Hunt of a Lifetime Foundation Inc.
- Formation: 1999; 27 years ago
- Founder: Tina Pattison
- Founded at: Harborcreek, Pennsylvania
- Headquarters: 2227 Eastern Ave Erie, PA 16510
- President: Tina Pattison
- Website: huntofalifetime.org

= Hunt of a Lifetime =

American nonprofit organization

Hunt of a Lifetime Foundation inc. is a nonprofit 501(c)(3) organization dedicated to fulfilling hunting and fishing related wishes of children 21 and under with life-threatening illnesses.

== History ==
In 1998, Hunt of a Lifetime Foundation Inc.

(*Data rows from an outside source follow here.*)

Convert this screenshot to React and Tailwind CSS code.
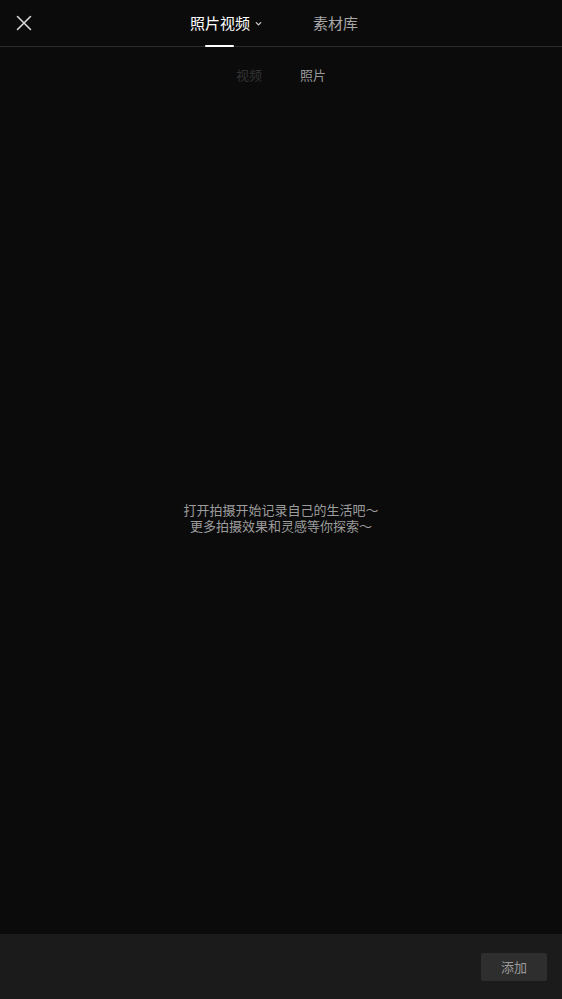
import React, { useState } from 'react';

const App = () => {
  const [sub, setSub] = useState('photo');

  return (
    <div
      className="flex flex-col w-full h-[999px] bg-[#0b0b0b] text-white"
      style={{ fontFamily: '"Noto Sans CJK SC", "Noto Sans", sans-serif' }}
    >
      {/* top bar */}
      <div className="relative flex items-center h-[47px] border-b border-[#2b2b2b]">
        <button className="absolute left-[15px] top-[14px] text-[#d8d8d8]">
          <svg width="18" height="18" viewBox="0 0 18 18" fill="none" stroke="currentColor" strokeWidth="1.6" strokeLinecap="round">
            <path d="M2.5 2.5l13 13M15.5 2.5l-13 13" />
          </svg>
        </button>
        <div className="flex w-full h-full">
          <div className="relative flex items-center h-full ml-[190px] pb-[1px]">
            <span className="text-[15px] font-normal text-white leading-none">照片视频</span>
            <svg className="ml-[4px] mt-[1px]" width="9" height="9" viewBox="0 0 10 10" fill="none" stroke="#cfcfcf" strokeWidth="1.4" strokeLinecap="round" strokeLinejoin="round">
              <path d="M2.5 4l2.5 2.5L7.5 4" />
            </svg>
            <div className="absolute left-[15px] bottom-[-1px] w-[29px] h-[2px] bg-white rounded-full" />
          </div>
          <div className="flex items-center h-full ml-[50px] pb-[1px]">
            <span className="text-[15px] text-[#a8a8a8] leading-none">素材库</span>
          </div>
        </div>
      </div>

      {/* sub tabs */}
      <div className="flex justify-center gap-[38px] pt-[21px] text-[13px] leading-none">
        <button
          onClick={() => setSub('video')}
          className={sub === 'video' ? 'text-[#9a9a9a]' : 'text-[#343434]'}
        >
          视频
        </button>
        <button
          onClick={() => setSub('photo')}
          className={sub === 'photo' ? 'text-[#9a9a9a]' : 'text-[#343434]'}
        >
          照片
        </button>
      </div>

      {/* empty state */}
      <div className="flex-1 flex flex-col items-center justify-center pt-[20px] text-[13px] leading-[16px] text-[#9c9c9c]">
        <p>打开拍摄开始记录自己的生活吧～</p>
        <p>更多拍摄效果和灵感等你探索～</p>
      </div>

      {/* bottom bar */}
      <div className="flex items-center justify-end h-[65px] bg-[#1b1b1b] pr-[15px]">
        <button className="w-[66px] h-[28px] rounded-[2px] bg-[#2e2e2e] text-[13px] text-[#9a9a9a]">
          添加
        </button>
      </div>
    </div>
  );
};

export default App;
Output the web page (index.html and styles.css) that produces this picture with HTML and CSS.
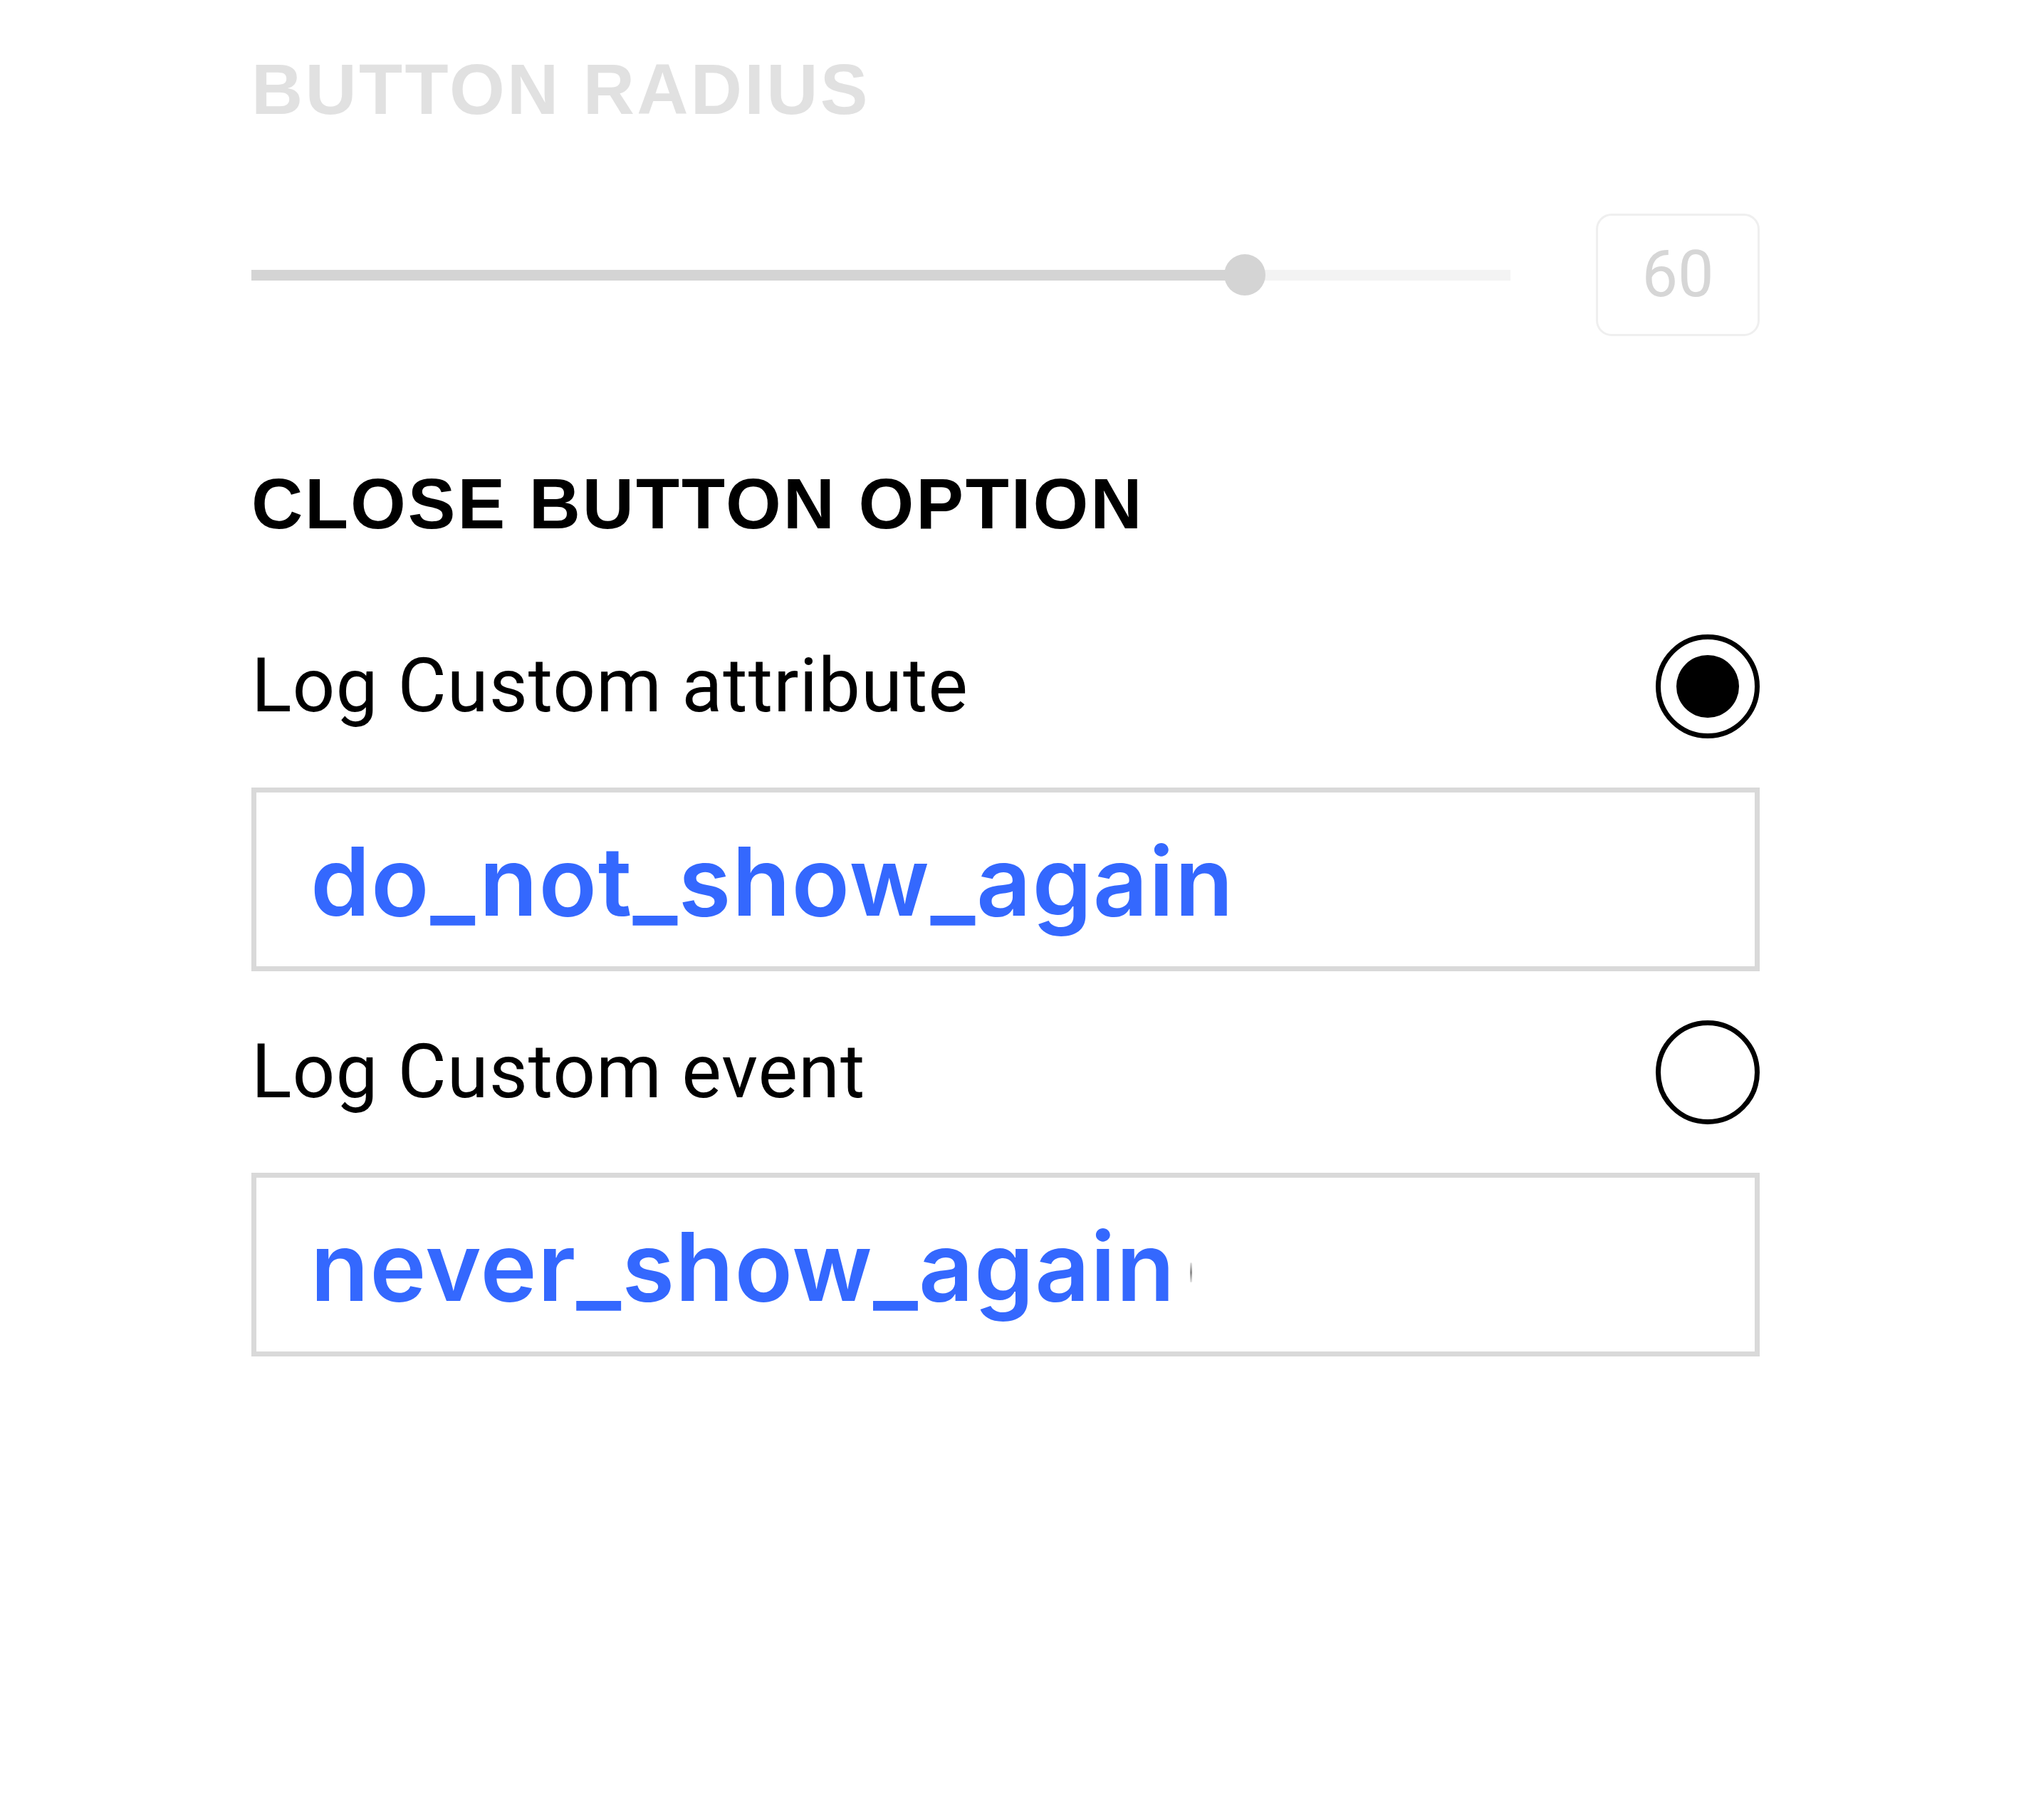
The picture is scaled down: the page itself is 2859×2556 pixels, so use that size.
FILE: index.html
```html
<!DOCTYPE html>
<html lang="en">
<head>
<meta charset="utf-8">
<title>Close button option</title>
<link rel="stylesheet" href="styles.css">
</head>
<body>
<main class="panel">
  <h2 class="section-title section-title--disabled">BUTTON RADIUS</h2>
  <div class="slider-row">
    <div class="slider">
      <div class="slider-fill" style="width: 78.9%"></div>
      <div class="slider-thumb" style="left: 78.9%"></div>
    </div>
    <div class="value-box">60</div>
  </div>

  <h2 class="section-title section-title--close">CLOSE BUTTON OPTION</h2>

  <div class="option-row">
    <span class="option-label">Log Custom attribute</span>
    <span class="radio radio--checked"><span class="radio-dot"></span></span>
  </div>
  <div class="text-field"><span class="field-value">do_not_show_again</span></div>

  <div class="option-row option-row--second">
    <span class="option-label">Log Custom event</span>
    <span class="radio"></span>
  </div>
  <div class="text-field text-field--second"><span class="field-value field-value--second">never_show_again</span><span class="caret-ghost"></span></div>
</main>
</body>
</html>
```

FILE: styles.css
```css
html, body {
  margin: 0;
  padding: 0;
  background: #ffffff;
}

.panel {
  width: 2118px;
  margin-left: 353px;
  padding-top: 76px;
  display: flex;
  flex-direction: column;
}

.section-title {
  margin: 0;
  font-family: "Liberation Sans", Arial, sans-serif;
  font-weight: 700;
  font-size: 100px;
  line-height: 99px;
  letter-spacing: 3.3px;
  white-space: nowrap;
}

.section-title--disabled {
  color: #e1e1e1;
}

.section-title--close {
  color: #000000;
  margin-top: 186px;
  letter-spacing: 2.9px;
}

.slider-row {
  margin-top: 125px;
  height: 172px;
  display: flex;
  align-items: center;
  gap: 120px;
}

.slider {
  position: relative;
  flex: 1;
  height: 15px;
  background: #f3f3f3;
}

.slider-fill {
  height: 100%;
  background: #d4d4d4;
}

.slider-thumb {
  position: absolute;
  top: 50%;
  width: 58px;
  height: 58px;
  margin-left: -29px;
  margin-top: -29px;
  border-radius: 50%;
  background: #d4d4d4;
}

.value-box {
  box-sizing: border-box;
  width: 230px;
  height: 172px;
  border: 3px solid #efefef;
  border-radius: 22px;
  display: flex;
  align-items: center;
  justify-content: center;
  font-family: Roboto, "Noto Sans", sans-serif;
  font-size: 90px;
  line-height: 90px;
  color: #d6d6d6;
}

.option-row {
  margin-top: 134px;
  height: 146px;
  display: flex;
  align-items: center;
  justify-content: space-between;
}

.option-row--second {
  margin-top: 69px;
}

.option-label {
  font-family: Roboto, "Noto Sans", sans-serif;
  font-size: 105px;
  line-height: 104px;
  letter-spacing: 1px;
  color: #000000;
  white-space: nowrap;
}

.radio {
  box-sizing: border-box;
  width: 146px;
  height: 146px;
  border: 7px solid #000000;
  border-radius: 50%;
  display: flex;
  align-items: center;
  justify-content: center;
}

.radio-dot {
  width: 88px;
  height: 88px;
  border-radius: 50%;
  background: #000000;
}

.text-field {
  box-sizing: border-box;
  margin-top: 69px;
  height: 258px;
  border: 7px solid #d9d9d9;
  padding: 57px 0 0 76px;
  display: flex;
  align-items: flex-start;
}

.text-field--second {
  margin-top: 68px;
}

.field-value {
  font-family: Inter, "Noto Sans", sans-serif;
  font-weight: 600;
  font-size: 134px;
  line-height: 134px;
  letter-spacing: 1.5px;
  color: #3468fe;
  white-space: nowrap;
}

.field-value--second {
  letter-spacing: 1.2px;
}

.caret-ghost {
  display: block;
  width: 3px;
  height: 28px;
  margin-left: 20px;
  margin-top: 62px;
  background: linear-gradient(to bottom, rgba(120,120,120,0.2), rgba(90,90,90,0.7), rgba(120,120,120,0.2));
  border-radius: 2px;
}
```
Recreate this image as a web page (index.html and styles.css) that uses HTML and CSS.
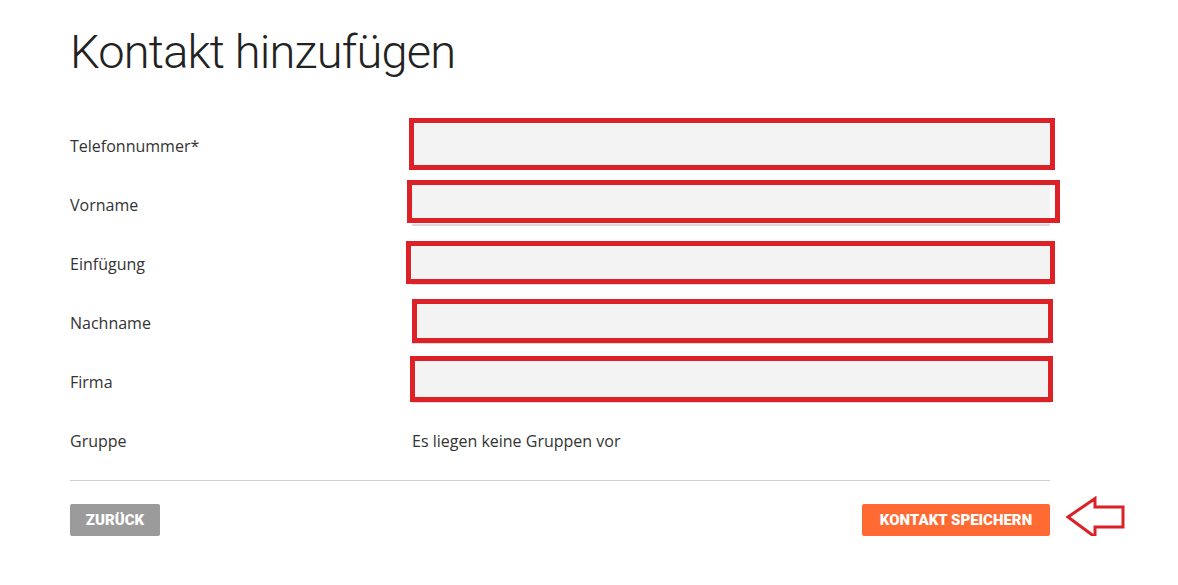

Founder Tina Pattison decided to grant the wish of her stepson, Matt, diagnosed with lymphoma, and began to raise money for a moose-hunting trip. Matt was 19 and too old to qualify for help from the Make-A-Wish Foundation. However, Pattison sent him on the trip after raising funds from hunters and hunting-supply companies in the US and Canada.

In 1999, Matt died of lymphoma. In that same year, the Make-A-Wish Foundation, responding to criticisms from animal rights groups and concerns over child safety, ceased granting hunting-related wishes. Cash donations collected at Matt's funeral were used to start the foundation.